SOURCE MATERIAL.
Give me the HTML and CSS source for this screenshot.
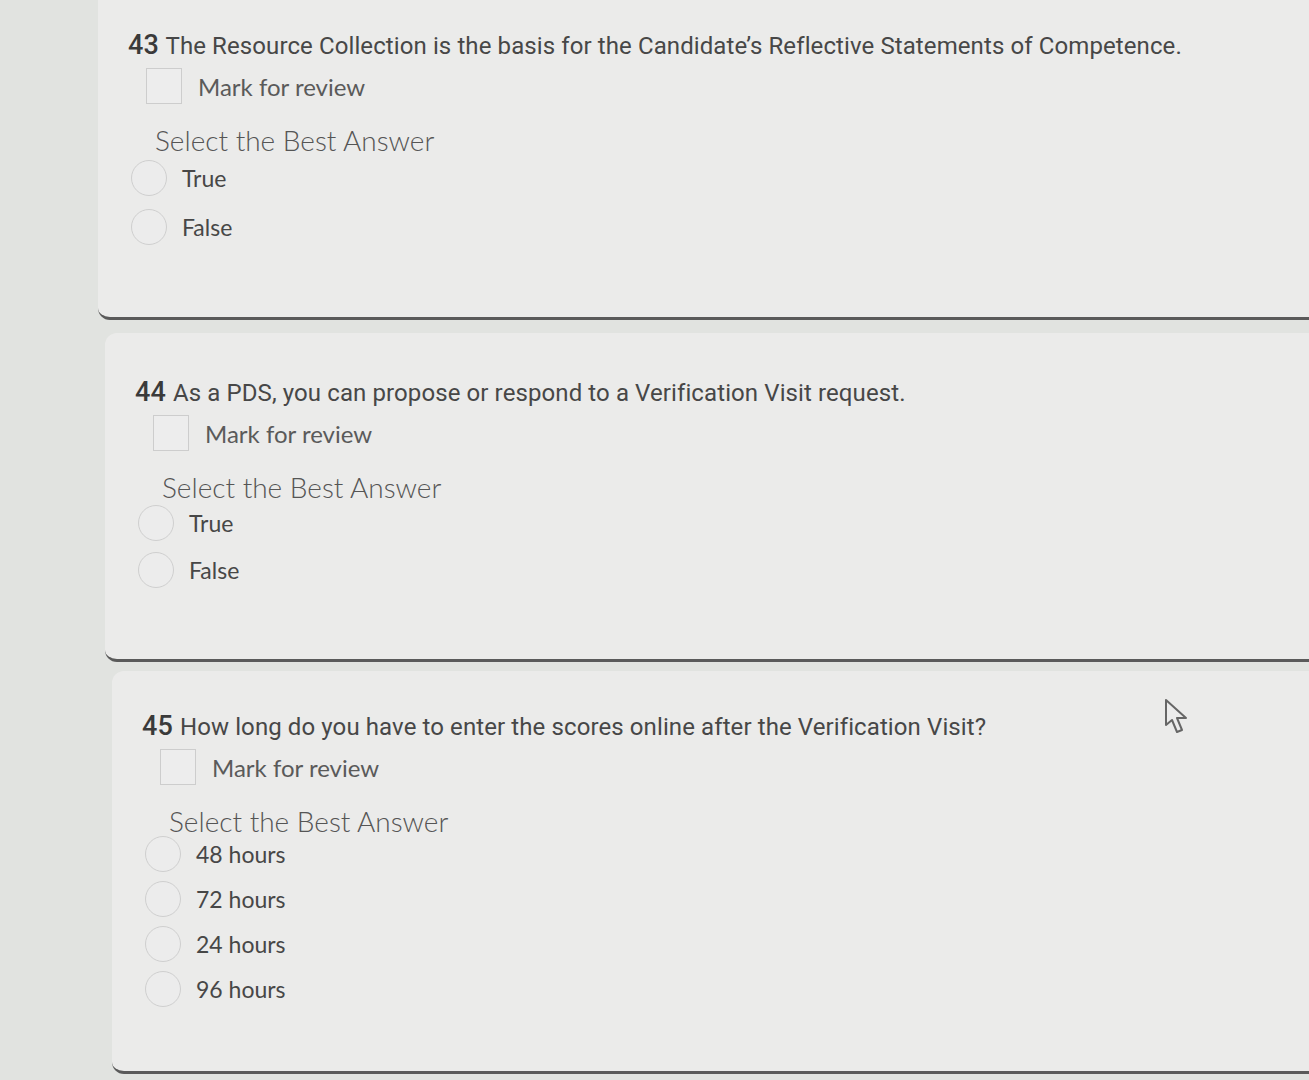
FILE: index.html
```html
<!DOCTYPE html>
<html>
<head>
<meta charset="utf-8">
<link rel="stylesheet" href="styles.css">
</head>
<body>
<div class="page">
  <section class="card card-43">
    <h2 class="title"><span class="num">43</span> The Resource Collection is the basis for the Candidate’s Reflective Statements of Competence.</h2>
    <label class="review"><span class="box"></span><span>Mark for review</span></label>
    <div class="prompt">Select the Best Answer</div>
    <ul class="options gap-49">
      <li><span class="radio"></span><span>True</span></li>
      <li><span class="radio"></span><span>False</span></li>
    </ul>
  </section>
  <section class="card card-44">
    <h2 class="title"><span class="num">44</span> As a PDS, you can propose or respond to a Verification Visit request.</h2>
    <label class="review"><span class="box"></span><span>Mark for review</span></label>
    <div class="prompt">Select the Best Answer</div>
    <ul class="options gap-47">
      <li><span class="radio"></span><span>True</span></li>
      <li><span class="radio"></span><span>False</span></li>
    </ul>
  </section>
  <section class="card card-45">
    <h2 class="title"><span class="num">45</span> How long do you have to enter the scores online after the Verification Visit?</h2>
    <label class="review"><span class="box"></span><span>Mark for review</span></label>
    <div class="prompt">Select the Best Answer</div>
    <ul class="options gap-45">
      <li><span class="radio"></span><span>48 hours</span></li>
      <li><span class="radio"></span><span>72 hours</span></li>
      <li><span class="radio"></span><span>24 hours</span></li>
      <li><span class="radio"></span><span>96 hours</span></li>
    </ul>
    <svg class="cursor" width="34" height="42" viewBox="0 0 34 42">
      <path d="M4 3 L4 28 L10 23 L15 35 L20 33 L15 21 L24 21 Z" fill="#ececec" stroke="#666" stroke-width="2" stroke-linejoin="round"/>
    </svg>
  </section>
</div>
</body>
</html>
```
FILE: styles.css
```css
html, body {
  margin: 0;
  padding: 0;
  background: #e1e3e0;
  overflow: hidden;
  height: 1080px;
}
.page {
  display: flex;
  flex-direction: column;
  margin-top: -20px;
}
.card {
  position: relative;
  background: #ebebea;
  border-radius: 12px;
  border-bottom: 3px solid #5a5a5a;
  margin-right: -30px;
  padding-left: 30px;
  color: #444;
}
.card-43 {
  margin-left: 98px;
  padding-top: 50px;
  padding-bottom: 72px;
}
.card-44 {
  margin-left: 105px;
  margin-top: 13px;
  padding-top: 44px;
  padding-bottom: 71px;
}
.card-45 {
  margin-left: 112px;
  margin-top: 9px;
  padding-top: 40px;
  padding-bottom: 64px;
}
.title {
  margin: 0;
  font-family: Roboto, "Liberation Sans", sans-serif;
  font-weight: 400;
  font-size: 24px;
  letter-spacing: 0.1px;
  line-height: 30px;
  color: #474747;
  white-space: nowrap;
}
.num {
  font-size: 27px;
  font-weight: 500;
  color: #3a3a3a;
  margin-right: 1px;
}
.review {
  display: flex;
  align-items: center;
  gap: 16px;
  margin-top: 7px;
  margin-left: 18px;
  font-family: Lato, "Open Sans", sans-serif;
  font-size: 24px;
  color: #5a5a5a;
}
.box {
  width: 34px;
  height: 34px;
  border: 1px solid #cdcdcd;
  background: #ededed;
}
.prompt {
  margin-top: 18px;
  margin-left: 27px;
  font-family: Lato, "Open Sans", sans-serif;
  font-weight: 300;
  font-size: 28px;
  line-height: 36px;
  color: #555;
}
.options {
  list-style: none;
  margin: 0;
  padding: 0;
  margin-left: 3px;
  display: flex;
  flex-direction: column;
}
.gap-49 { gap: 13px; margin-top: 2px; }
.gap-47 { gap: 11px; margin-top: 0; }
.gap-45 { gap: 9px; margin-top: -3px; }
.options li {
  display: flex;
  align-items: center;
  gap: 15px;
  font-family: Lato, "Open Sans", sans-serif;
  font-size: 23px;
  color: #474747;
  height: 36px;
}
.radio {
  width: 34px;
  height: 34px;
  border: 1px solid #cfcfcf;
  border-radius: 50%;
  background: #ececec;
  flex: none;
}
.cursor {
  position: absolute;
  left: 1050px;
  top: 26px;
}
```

WHAT NEEDS TO BE DONE.
Without including any pictures, reproduce the listing exactly.

FINISHED TASK.
Give me the HTML and CSS source for this screenshot.
FILE: index.html
```html
<!DOCTYPE html>
<html>
<head>
<meta charset="utf-8">
<link rel="stylesheet" href="styles.css">
</head>
<body>
<div class="page">
  <section class="card card-43">
    <h2 class="title"><span class="num">43</span> The Resource Collection is the basis for the Candidate’s Reflective Statements of Competence.</h2>
    <label class="review"><span class="box"></span><span>Mark for review</span></label>
    <div class="prompt">Select the Best Answer</div>
    <ul class="options gap-49">
      <li><span class="radio"></span><span>True</span></li>
      <li><span class="radio"></span><span>False</span></li>
    </ul>
  </section>
  <section class="card card-44">
    <h2 class="title"><span class="num">44</span> As a PDS, you can propose or respond to a Verification Visit request.</h2>
    <label class="review"><span class="box"></span><span>Mark for review</span></label>
    <div class="prompt">Select the Best Answer</div>
    <ul class="options gap-47">
      <li><span class="radio"></span><span>True</span></li>
      <li><span class="radio"></span><span>False</span></li>
    </ul>
  </section>
  <section class="card card-45">
    <h2 class="title"><span class="num">45</span> How long do you have to enter the scores online after the Verification Visit?</h2>
    <label class="review"><span class="box"></span><span>Mark for review</span></label>
    <div class="prompt">Select the Best Answer</div>
    <ul class="options gap-45">
      <li><span class="radio"></span><span>48 hours</span></li>
      <li><span class="radio"></span><span>72 hours</span></li>
      <li><span class="radio"></span><span>24 hours</span></li>
      <li><span class="radio"></span><span>96 hours</span></li>
    </ul>
    <svg class="cursor" width="34" height="42" viewBox="0 0 34 42">
      <path d="M4 3 L4 28 L10 23 L15 35 L20 33 L15 21 L24 21 Z" fill="#ececec" stroke="#666" stroke-width="2" stroke-linejoin="round"/>
    </svg>
  </section>
</div>
</body>
</html>
```
FILE: styles.css
```css
html, body {
  margin: 0;
  padding: 0;
  background: #e1e3e0;
  overflow: hidden;
  height: 1080px;
}
.page {
  display: flex;
  flex-direction: column;
  margin-top: -20px;
}
.card {
  position: relative;
  background: #ebebea;
  border-radius: 12px;
  border-bottom: 3px solid #5a5a5a;
  margin-right: -30px;
  padding-left: 30px;
  color: #444;
}
.card-43 {
  margin-left: 98px;
  padding-top: 50px;
  padding-bottom: 72px;
}
.card-44 {
  margin-left: 105px;
  margin-top: 13px;
  padding-top: 44px;
  padding-bottom: 71px;
}
.card-45 {
  margin-left: 112px;
  margin-top: 9px;
  padding-top: 40px;
  padding-bottom: 64px;
}
.title {
  margin: 0;
  font-family: Roboto, "Liberation Sans", sans-serif;
  font-weight: 400;
  font-size: 24px;
  letter-spacing: 0.1px;
  line-height: 30px;
  color: #474747;
  white-space: nowrap;
}
.num {
  font-size: 27px;
  font-weight: 500;
  color: #3a3a3a;
  margin-right: 1px;
}
.review {
  display: flex;
  align-items: center;
  gap: 16px;
  margin-top: 7px;
  margin-left: 18px;
  font-family: Lato, "Open Sans", sans-serif;
  font-size: 24px;
  color: #5a5a5a;
}
.box {
  width: 34px;
  height: 34px;
  border: 1px solid #cdcdcd;
  background: #ededed;
}
.prompt {
  margin-top: 18px;
  margin-left: 27px;
  font-family: Lato, "Open Sans", sans-serif;
  font-weight: 300;
  font-size: 28px;
  line-height: 36px;
  color: #555;
}
.options {
  list-style: none;
  margin: 0;
  padding: 0;
  margin-left: 3px;
  display: flex;
  flex-direction: column;
}
.gap-49 { gap: 13px; margin-top: 2px; }
.gap-47 { gap: 11px; margin-top: 0; }
.gap-45 { gap: 9px; margin-top: -3px; }
.options li {
  display: flex;
  align-items: center;
  gap: 15px;
  font-family: Lato, "Open Sans", sans-serif;
  font-size: 23px;
  color: #474747;
  height: 36px;
}
.radio {
  width: 34px;
  height: 34px;
  border: 1px solid #cfcfcf;
  border-radius: 50%;
  background: #ececec;
  flex: none;
}
.cursor {
  position: absolute;
  left: 1050px;
  top: 26px;
}
```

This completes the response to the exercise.